Observatory search (top of page) supports: - Run ID prefix (e.g. tga-sync-2026-04-13) - Worker name - Status filter (running / complete / failed / partial) - Date range

For SQL-level queries (faster for ad-hoc investigation):

-- Latest run per worker
SELECT sync_type, MAX(created_at) as latest
FROM sync_runs
GROUP BY sync_type;

-- Failed phases in the last 7 days
SELECT run_id, sync_type, step, error, created_at
FROM sync_steps
WHERE status = 'failed' AND created_at > datetime('now', '-7 days')
ORDER BY created_at DESC;

Run from apps/admin/ directory so wrangler picks up the correct account:

cd apps/admin
npx wrangler d1 execute ops-db --remote --command "SELECT ..."

(See standing rule: "D1 account context — always run from apps/admin/".)


Common investigations

"Why hasn't tga-sync run this week?"

  1. Observatory runs feed filtered to sync_type=tga_sync — is there a Sunday run?
  2. If no run row: worker cron isn't firing. Check wrangler deployments list --name tga-sync, check queue health, manually trigger /trigger.
  3. If run row exists but status is failed or partial: drill to steps, find the failed phase.
  4. Cross-check with email inbox — if NOTIFY-01 email is also missing, the cycle didn't reach write_snapshot.

"Something changed in the corpus but I don't remember what"

  1. Regulatory events feed filtered to a date range
  2. Each event has a detail column with before/after or the supersession chain
  3. Cross-reference with the NOTIFY-01 email for the relevant cycle — the email's "What changed" section is the same data

"Observatory shows running forever"

A phase is stuck or the chain died without writing a terminal row.
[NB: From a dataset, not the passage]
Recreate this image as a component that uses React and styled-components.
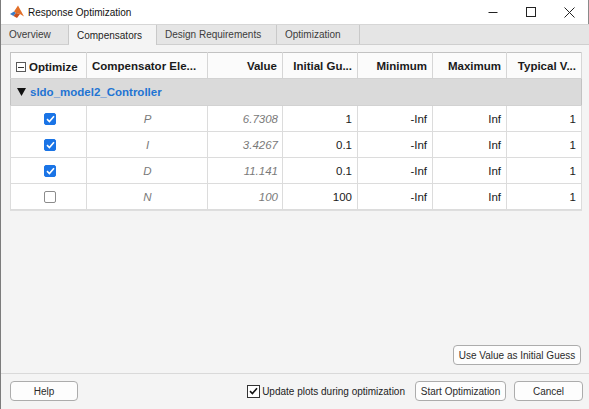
import React from "react";
import styled, { createGlobalStyle } from "styled-components";

const GlobalStyle = createGlobalStyle`
  html, body {
    margin: 0;
    padding: 0;
    background: #f4f4f4;
  }
  body {
    font-family: "Liberation Sans", Arial, sans-serif;
  }
`;

const columns = [
  { label: "Optimize", width: 76, align: "left" },
  { label: "Compensator Ele...", width: 121, align: "left" },
  { label: "Value", width: 75, align: "right" },
  { label: "Initial Gu...", width: 75, align: "right" },
  { label: "Minimum", width: 75, align: "right" },
  { label: "Maximum", width: 74, align: "right" },
  { label: "Typical V...", width: 75, align: "right" },
];

const rows = [
  { on: true, name: "P", value: "6.7308", guess: "1" },
  { on: true, name: "I", value: "3.4267", guess: "0.1" },
  { on: true, name: "D", value: "11.141", guess: "0.1" },
  { on: false, name: "N", value: "100", guess: "100" },
];

const tabs = [
  { label: "Overview", width: 68 },
  { label: "Compensators", width: 88, active: true },
  { label: "Design Requirements", width: 120 },
  { label: "Optimization", width: 83 },
];

const Window = styled.div`
  width: 589px;
  height: 409px;
  display: flex;
  flex-direction: column;
  box-sizing: border-box;
  border-left: 1px solid #7c7c7c;
  background: #f4f4f4;
  overflow: hidden;
`;

const TitleBar = styled.div`
  height: 24px;
  display: flex;
  align-items: center;
  background: #fff;
  border-right: 1px solid #8a8a8a;
  flex-shrink: 0;
`;

const AppIcon = styled.div`
  width: 16px;
  height: 16px;
  margin: 0 3px 0 8px;
  display: flex;
`;

const Title = styled.span`
  flex: 1;
  font-size: 10px;
  color: #111;
`;

const Control = styled.div`
  width: 38px;
  height: 24px;
  display: flex;
  align-items: center;
  justify-content: center;
`;

const TabBar = styled.div`
  height: 21px;
  box-sizing: border-box;
  display: flex;
  background: #e5e5e5;
  border-top: 1px solid #d6d6d6;
  border-bottom: 1px solid #cfcfcf;
  flex-shrink: 0;
`;

const Tab = styled.div`
  width: ${(p) => p.$width}px;
  box-sizing: border-box;
  padding-left: 8px;
  display: flex;
  align-items: center;
  font-size: 10px;
  color: ${(p) => (p.$active ? "#1e1e1e" : "#3c3c3c")};
  background: ${(p) => (p.$active ? "#f4f4f4" : "transparent")};
  border-right: 1px solid #c9c9c9;
  margin-bottom: ${(p) => (p.$active ? "-1px" : "0")};
  white-space: nowrap;
`;

const Content = styled.div`
  flex: 1;
  display: flex;
  flex-direction: column;
  padding: 7px 8px 8px 9px;
`;

const Grid = styled.table`
  width: 571px;
  border-collapse: collapse;
  table-layout: fixed;
  background: #fff;
  border: 1px solid #c2c2c2;
  box-shadow: 0 1px 0 #dedede;
  font-size: 11.5px;
`;

const HeadCell = styled.th`
  height: 25px;
  padding: 0 5px;
  background: #fbfbfb;
  border-right: 1px solid #d6d6d6;
  border-bottom: 1px solid #d2d2d2;
  font-weight: bold;
  color: #1a1a1a;
  text-align: ${(p) => p.$align};
  white-space: nowrap;
  overflow: hidden;
`;

const HeadInner = styled.span`
  display: inline-flex;
  align-items: center;
  gap: 3px;
`;

const Collapse = styled.span`
  width: 8px;
  height: 8px;
  border: 1px solid #5a5a5a;
  display: inline-flex;
  align-items: center;
  justify-content: center;
  background: #fff;
  &::after {
    content: "";
    width: 6px;
    height: 1px;
    background: #333;
  }
`;

const GroupCell = styled.td`
  height: 26px;
  padding: 0 0 0 6px;
  background: #dadada;
  border-bottom: 1px solid #d2d2d2;
`;

const GroupLabel = styled.span`
  display: inline-flex;
  align-items: center;
  gap: 4px;
  font-weight: bold;
  color: #1f74d3;
`;

const Cell = styled.td`
  height: 25px;
  padding: 0 ${(p) => (p.$italic ? "4px" : "5px")} 0 5px;
  border: 1px solid #dcdcdc;
  text-align: ${(p) => p.$align};
  color: ${(p) => (p.$italic ? "#7a7a7a" : "#1a1a1a")};
  font-style: ${(p) => (p.$italic ? "italic" : "normal")};
  white-space: nowrap;
`;

const CheckCell = styled(Cell)`
  text-align: center;
  padding-left: 8px;
`;

const Check = styled.span`
  display: inline-flex;
  align-items: center;
  justify-content: center;
  width: 12px;
  height: 12px;
  box-sizing: border-box;
  border-radius: 2px;
  vertical-align: middle;
  background: ${(p) => (p.$on ? "#1a74e6" : "#fff")};
  border: 1px solid ${(p) => (p.$on ? "#1a74e6" : "#8c8c8c")};
`;

const Spacer = styled.div`
  flex: 1;
`;

const ActionRow = styled.div`
  display: flex;
  justify-content: flex-end;
`;

const Button = styled.button`
  height: 20px;
  width: ${(p) => (p.$width ? `${p.$width}px` : "auto")};
  padding: 0 4px;
  box-sizing: border-box;
  border: 1px solid #acacac;
  border-radius: 4px;
  background: #fdfdfd;
  color: #2a2a2a;
  font-family: "Liberation Sans", Arial, sans-serif;
  font-size: 10px;
  white-space: nowrap;
`;

const Footer = styled.div`
  height: 36px;
  box-sizing: border-box;
  flex-shrink: 0;
  display: flex;
  align-items: center;
  padding: 0 6px 1px 9px;
  border-top: 1px solid #d9d9d9;
`;

const FooterRight = styled.div`
  margin-left: auto;
  display: flex;
  align-items: center;
  gap: 8px;
`;

const UpdateLabel = styled.label`
  display: flex;
  align-items: center;
  gap: 2px;
  font-size: 10px;
  color: #222;
  margin-right: 2px;
`;

const Box = styled.span`
  width: 13px;
  height: 13px;
  box-sizing: border-box;
  border: 1px solid #333;
  background: #fff;
  display: inline-flex;
  align-items: center;
  justify-content: center;
`;

const MatlabLogo = () => (
  <svg width="16" height="16" viewBox="0 0 16 16">
    <path d="M1 10 L5 7.5 L7 9 L4.5 12 Z" fill="#3a7cc8" />
    <path d="M5 7.5 L9 1.5 L12 7 L15 12.5 L11 10 L7 9 Z" fill="#e2702a" />
    <path d="M9 1.5 L12 7 L15 12.5 L12.5 8 Z" fill="#b8401a" />
    <path d="M4.5 12 L7 9 L11 10 L8 14 Z" fill="#c9501c" />
  </svg>
);

const Tick = ({ color }) => (
  <svg width="9" height="8" viewBox="0 0 9 8">
    <path d="M1 4.2 L3.4 6.5 L8 1.2" stroke={color} strokeWidth="1.6" fill="none" />
  </svg>
);

const App = () => {
  return (
    <>
      <GlobalStyle />
      <Window>
        <TitleBar>
          <AppIcon>
            <MatlabLogo />
          </AppIcon>
          <Title>Response Optimization</Title>
          <Control>
            <svg width="10" height="10" viewBox="0 0 10 10">
              <path d="M0.5 5.5 H9.5" stroke="#222" strokeWidth="1" />
            </svg>
          </Control>
          <Control>
            <svg width="10" height="10" viewBox="0 0 10 10">
              <rect x="0.5" y="0.5" width="9" height="9" stroke="#222" fill="none" />
            </svg>
          </Control>
          <Control>
            <svg width="11" height="11" viewBox="0 0 11 11">
              <path d="M0.5 0.5 L10.5 10.5 M10.5 0.5 L0.5 10.5" stroke="#222" strokeWidth="1" />
            </svg>
          </Control>
        </TitleBar>

        <TabBar>
          {tabs.map((t) => (
            <Tab key={t.label} $width={t.width} $active={t.active}>
              {t.label}
            </Tab>
          ))}
        </TabBar>

        <Content>
          <Grid>
            <colgroup>
              {columns.map((c) => (
                <col key={c.label} style={{ width: c.width }} />
              ))}
            </colgroup>
            <thead>
              <tr>
                {columns.map((c, idx) => (
                  <HeadCell key={c.label} $align={c.align}>
                    {idx === 0 ? (
                      <HeadInner>
                        <Collapse />
                        {c.label}
                      </HeadInner>
                    ) : (
                      c.label
                    )}
                  </HeadCell>
                ))}
              </tr>
            </thead>
            <tbody>
              <tr>
                <GroupCell colSpan={7}>
                  <GroupLabel>
                    <svg width="9" height="9" viewBox="0 0 9 9">
                      <path d="M0 1 H9 L4.5 9 Z" fill="#111" />
                    </svg>
                    sldo_model2_Controller
                  </GroupLabel>
                </GroupCell>
              </tr>
              {rows.map((r) => (
                <tr key={r.name}>
                  <CheckCell>
                    <Check $on={r.on}>{r.on && <Tick color="#fff" />}</Check>
                  </CheckCell>
                  <Cell $align="center" $italic>
                    {r.name}
                  </Cell>
                  <Cell $align="right" $italic>
                    {r.value}
                  </Cell>
                  <Cell $align="right">{r.guess}</Cell>
                  <Cell $align="right">-Inf</Cell>
                  <Cell $align="right">Inf</Cell>
                  <Cell $align="right">1</Cell>
                </tr>
              ))}
            </tbody>
          </Grid>
          <Spacer />
          <ActionRow>
            <Button $width={128}>Use Value as Initial Guess</Button>
          </ActionRow>
        </Content>

        <Footer>
          <Button $width={68}>Help</Button>
          <FooterRight>
            <UpdateLabel>
              <Box>
                <Tick color="#111" />
              </Box>
              Update plots during optimization
            </UpdateLabel>
            <Button $width={91}>Start Optimization</Button>
            <Button $width={69}>Cancel</Button>
          </FooterRight>
        </Footer>
      </Window>
    </>
  );
};

export default App;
Check:

  1. ops-db for the phase pointer row — what phase does it think it's in?
  2. Cloudflare queue metrics for tga-sync-queue or cricos-sync-queue — any pending messages?
  3. If pointer is stuck but queue is empty: dispatch was silently dropped. Re-trigger /trigger to restart the cycle from the stuck phase (phase pointer is honoured as a resume point).